To do:
Search the material below for the string "this" and list each line that holds it.

══ Data section ══

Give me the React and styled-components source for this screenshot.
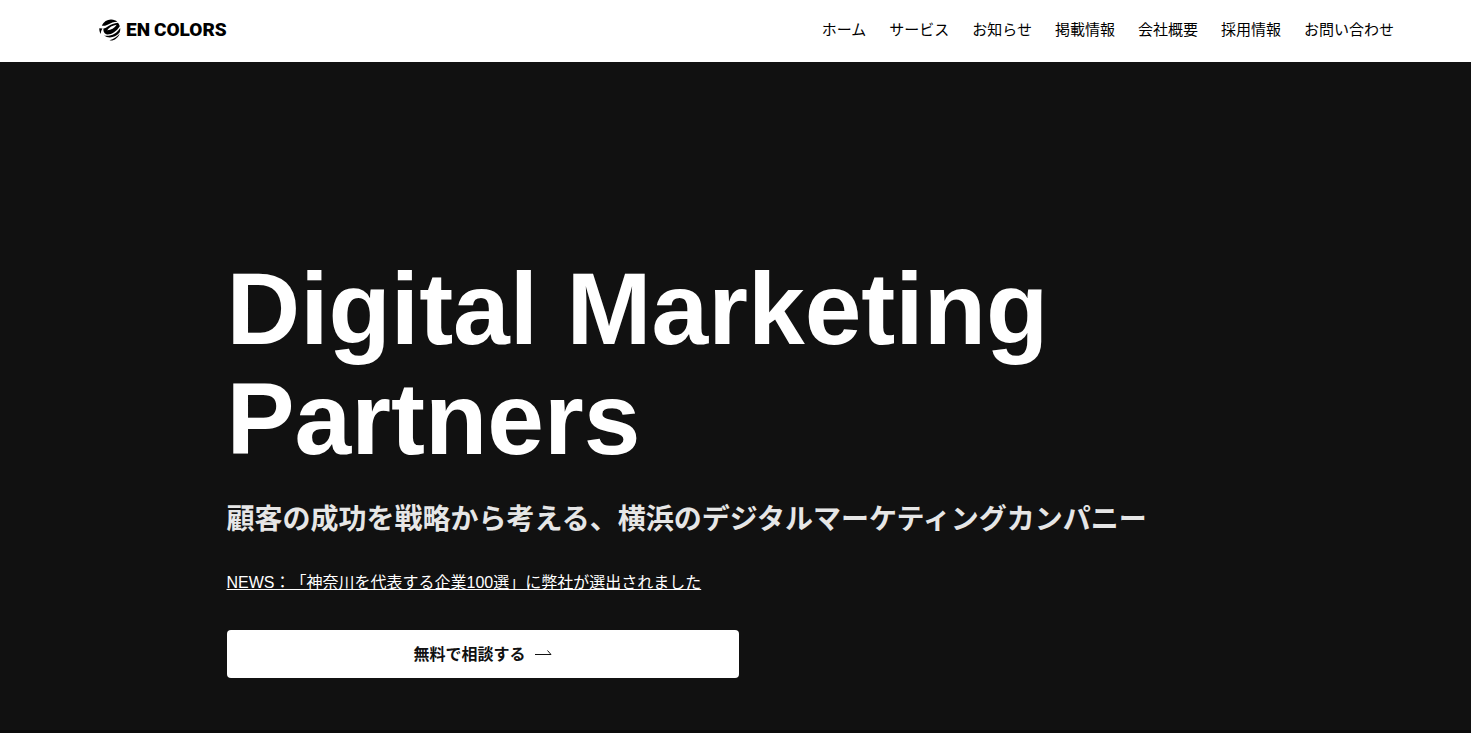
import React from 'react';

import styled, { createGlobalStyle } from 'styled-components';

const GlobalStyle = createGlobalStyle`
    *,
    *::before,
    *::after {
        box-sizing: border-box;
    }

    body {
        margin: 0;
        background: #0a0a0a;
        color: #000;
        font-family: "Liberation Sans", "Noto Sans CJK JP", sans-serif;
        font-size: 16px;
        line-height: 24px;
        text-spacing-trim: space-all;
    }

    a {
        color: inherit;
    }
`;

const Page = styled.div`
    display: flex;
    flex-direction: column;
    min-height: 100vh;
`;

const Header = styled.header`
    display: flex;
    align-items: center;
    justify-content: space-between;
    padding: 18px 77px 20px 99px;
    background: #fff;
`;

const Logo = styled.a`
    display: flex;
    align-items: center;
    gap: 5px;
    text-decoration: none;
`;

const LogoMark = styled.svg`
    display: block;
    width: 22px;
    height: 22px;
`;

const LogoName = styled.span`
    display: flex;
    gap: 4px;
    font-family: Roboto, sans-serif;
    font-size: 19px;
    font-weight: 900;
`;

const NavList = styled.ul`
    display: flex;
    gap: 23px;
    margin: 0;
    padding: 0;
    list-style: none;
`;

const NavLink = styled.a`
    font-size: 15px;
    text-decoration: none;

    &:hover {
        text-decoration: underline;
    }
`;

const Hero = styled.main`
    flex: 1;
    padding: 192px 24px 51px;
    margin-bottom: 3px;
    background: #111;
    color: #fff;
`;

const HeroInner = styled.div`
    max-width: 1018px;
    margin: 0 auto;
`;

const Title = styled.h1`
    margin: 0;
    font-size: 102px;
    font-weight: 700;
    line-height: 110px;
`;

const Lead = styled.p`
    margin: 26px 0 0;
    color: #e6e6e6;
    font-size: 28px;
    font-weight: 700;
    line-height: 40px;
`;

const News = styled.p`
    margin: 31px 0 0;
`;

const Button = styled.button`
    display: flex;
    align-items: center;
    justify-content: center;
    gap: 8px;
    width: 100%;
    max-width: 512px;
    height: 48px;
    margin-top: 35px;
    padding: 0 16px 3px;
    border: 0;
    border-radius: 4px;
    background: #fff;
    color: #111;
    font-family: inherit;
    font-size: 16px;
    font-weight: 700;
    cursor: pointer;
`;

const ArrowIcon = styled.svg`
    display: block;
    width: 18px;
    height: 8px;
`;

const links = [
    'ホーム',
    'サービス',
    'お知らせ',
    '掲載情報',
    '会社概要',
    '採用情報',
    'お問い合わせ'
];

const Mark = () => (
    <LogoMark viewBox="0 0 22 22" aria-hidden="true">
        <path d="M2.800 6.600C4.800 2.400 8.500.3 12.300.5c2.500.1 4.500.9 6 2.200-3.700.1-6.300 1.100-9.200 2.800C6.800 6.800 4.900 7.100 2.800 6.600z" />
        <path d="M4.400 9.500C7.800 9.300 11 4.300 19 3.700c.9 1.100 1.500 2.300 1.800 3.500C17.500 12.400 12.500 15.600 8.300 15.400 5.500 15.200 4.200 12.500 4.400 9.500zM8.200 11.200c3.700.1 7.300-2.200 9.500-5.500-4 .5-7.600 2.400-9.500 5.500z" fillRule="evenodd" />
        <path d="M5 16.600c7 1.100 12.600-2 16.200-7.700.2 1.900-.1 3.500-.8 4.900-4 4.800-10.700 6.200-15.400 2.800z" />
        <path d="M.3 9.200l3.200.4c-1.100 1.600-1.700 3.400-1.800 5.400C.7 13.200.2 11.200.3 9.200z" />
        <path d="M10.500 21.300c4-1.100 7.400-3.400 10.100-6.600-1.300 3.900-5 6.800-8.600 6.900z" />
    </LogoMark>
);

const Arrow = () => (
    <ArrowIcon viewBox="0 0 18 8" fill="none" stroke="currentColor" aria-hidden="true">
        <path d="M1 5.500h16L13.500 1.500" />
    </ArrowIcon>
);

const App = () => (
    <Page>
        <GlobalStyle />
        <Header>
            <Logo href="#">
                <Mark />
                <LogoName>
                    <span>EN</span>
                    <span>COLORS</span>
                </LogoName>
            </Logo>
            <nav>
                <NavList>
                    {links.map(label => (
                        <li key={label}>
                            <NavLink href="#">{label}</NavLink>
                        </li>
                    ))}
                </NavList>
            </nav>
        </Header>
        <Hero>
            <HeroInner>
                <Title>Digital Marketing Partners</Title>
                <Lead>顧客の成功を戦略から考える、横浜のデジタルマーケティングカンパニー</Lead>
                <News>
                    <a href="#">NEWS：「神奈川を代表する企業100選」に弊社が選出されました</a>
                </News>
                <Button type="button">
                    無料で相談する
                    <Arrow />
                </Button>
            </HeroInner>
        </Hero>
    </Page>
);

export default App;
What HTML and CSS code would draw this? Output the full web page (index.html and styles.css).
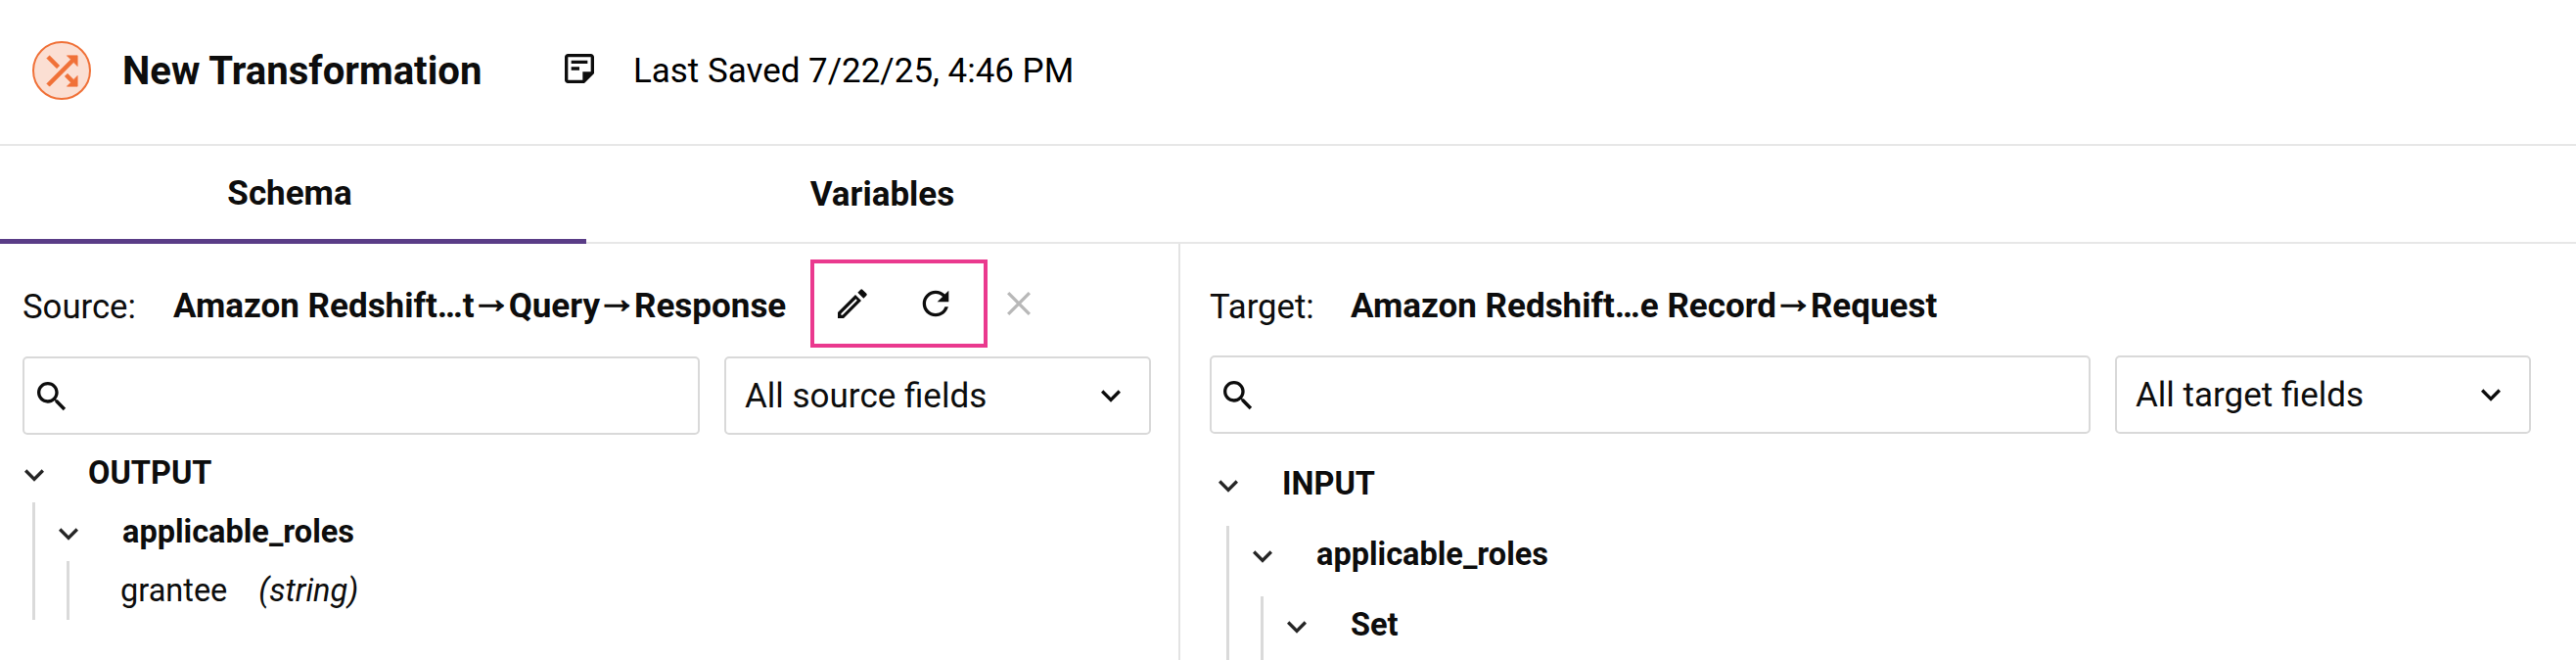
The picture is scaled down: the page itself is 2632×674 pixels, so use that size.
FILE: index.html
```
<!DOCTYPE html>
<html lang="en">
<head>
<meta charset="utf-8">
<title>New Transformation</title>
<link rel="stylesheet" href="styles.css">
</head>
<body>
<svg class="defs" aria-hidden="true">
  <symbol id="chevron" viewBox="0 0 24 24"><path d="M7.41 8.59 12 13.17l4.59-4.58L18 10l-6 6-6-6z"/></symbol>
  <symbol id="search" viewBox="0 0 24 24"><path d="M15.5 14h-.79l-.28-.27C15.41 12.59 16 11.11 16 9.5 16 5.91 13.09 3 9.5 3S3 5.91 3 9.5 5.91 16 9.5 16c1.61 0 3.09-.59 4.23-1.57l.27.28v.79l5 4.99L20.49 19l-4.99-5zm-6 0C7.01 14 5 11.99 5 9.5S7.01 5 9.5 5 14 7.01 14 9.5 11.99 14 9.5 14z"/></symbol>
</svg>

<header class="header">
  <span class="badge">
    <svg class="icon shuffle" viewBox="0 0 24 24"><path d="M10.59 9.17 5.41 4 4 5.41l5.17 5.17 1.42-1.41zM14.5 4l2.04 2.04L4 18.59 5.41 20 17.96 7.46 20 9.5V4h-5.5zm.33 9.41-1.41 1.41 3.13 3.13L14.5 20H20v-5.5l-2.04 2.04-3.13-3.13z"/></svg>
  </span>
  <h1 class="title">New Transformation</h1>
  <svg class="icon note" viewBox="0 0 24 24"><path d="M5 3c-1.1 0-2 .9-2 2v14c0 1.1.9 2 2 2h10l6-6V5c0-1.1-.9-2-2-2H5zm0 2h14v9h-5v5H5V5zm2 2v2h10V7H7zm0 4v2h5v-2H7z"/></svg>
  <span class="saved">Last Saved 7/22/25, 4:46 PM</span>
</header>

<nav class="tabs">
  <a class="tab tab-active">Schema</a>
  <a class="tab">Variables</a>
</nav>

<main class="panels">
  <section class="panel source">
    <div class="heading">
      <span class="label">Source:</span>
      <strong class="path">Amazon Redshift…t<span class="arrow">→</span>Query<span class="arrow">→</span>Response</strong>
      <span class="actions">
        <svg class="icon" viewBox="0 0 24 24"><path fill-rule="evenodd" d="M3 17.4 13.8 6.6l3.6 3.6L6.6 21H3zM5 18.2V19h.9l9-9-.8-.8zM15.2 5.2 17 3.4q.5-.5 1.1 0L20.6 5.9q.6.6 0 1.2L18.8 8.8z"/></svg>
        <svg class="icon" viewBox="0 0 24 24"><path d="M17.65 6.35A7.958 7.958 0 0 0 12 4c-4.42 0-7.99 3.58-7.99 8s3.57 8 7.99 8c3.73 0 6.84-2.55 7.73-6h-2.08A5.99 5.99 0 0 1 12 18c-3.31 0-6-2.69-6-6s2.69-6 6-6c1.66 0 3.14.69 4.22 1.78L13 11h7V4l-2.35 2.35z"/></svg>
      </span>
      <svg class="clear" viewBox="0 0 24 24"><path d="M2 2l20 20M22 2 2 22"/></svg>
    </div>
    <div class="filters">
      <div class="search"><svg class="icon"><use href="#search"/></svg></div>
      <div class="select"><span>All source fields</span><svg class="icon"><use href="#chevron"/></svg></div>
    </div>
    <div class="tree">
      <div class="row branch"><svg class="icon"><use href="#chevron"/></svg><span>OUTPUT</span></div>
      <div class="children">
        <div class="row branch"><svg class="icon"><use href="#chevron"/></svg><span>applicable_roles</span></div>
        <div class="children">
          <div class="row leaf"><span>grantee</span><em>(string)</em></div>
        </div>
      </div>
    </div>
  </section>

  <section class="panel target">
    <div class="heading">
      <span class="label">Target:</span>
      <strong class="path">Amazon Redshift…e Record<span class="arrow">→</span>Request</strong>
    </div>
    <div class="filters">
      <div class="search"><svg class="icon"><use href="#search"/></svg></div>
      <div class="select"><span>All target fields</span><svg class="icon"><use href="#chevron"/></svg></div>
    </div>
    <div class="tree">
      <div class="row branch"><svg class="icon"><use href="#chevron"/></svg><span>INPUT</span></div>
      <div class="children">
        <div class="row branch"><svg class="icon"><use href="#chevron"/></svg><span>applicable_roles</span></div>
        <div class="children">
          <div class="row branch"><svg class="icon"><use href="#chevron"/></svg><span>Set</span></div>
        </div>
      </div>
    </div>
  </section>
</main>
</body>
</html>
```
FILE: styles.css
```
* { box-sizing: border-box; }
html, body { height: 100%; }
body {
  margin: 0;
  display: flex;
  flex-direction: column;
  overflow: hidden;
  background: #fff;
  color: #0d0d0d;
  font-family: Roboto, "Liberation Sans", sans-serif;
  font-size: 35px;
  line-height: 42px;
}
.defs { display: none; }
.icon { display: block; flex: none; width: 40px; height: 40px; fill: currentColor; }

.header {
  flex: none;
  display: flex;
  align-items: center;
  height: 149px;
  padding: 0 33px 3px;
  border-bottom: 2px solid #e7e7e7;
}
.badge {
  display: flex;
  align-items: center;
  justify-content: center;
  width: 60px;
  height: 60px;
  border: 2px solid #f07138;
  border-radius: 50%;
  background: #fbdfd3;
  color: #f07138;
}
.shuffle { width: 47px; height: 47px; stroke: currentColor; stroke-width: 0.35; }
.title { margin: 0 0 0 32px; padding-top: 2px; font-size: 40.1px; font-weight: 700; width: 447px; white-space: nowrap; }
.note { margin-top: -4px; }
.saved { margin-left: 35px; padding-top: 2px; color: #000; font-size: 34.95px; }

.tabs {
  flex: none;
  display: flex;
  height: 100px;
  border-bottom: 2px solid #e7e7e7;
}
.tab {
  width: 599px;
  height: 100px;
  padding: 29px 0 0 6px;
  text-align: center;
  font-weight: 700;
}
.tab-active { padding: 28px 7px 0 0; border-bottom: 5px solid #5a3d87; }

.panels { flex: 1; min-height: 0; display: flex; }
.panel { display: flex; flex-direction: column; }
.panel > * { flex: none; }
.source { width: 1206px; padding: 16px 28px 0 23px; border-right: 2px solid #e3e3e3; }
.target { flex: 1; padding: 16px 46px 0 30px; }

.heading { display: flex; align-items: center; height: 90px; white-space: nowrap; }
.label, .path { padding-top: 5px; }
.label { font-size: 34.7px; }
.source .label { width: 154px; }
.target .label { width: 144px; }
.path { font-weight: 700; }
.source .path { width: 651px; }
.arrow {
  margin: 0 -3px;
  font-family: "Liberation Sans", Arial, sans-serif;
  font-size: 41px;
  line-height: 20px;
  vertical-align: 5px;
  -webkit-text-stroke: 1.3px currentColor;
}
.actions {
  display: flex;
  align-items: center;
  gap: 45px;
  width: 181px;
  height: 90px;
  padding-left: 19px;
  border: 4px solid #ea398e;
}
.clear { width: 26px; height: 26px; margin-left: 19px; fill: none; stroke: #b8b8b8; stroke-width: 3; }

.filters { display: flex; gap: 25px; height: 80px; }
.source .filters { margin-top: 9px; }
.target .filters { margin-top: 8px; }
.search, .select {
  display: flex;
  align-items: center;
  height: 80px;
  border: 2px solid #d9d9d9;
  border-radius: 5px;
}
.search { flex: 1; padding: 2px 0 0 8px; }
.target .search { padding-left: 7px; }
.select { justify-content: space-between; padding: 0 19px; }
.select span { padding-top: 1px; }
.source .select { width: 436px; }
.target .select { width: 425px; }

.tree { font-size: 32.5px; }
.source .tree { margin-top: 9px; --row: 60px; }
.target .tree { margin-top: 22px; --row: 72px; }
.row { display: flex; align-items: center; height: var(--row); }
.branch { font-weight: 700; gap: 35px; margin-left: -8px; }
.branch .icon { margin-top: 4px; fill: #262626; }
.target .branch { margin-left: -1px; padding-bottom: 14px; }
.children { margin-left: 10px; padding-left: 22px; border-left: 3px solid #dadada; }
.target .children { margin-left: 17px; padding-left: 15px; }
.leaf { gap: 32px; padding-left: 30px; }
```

═══

Correct response:
Give me the React and styled-components source for this screenshot.
What HTML and CSS code would draw this? Output the full web page (index.html and styles.css).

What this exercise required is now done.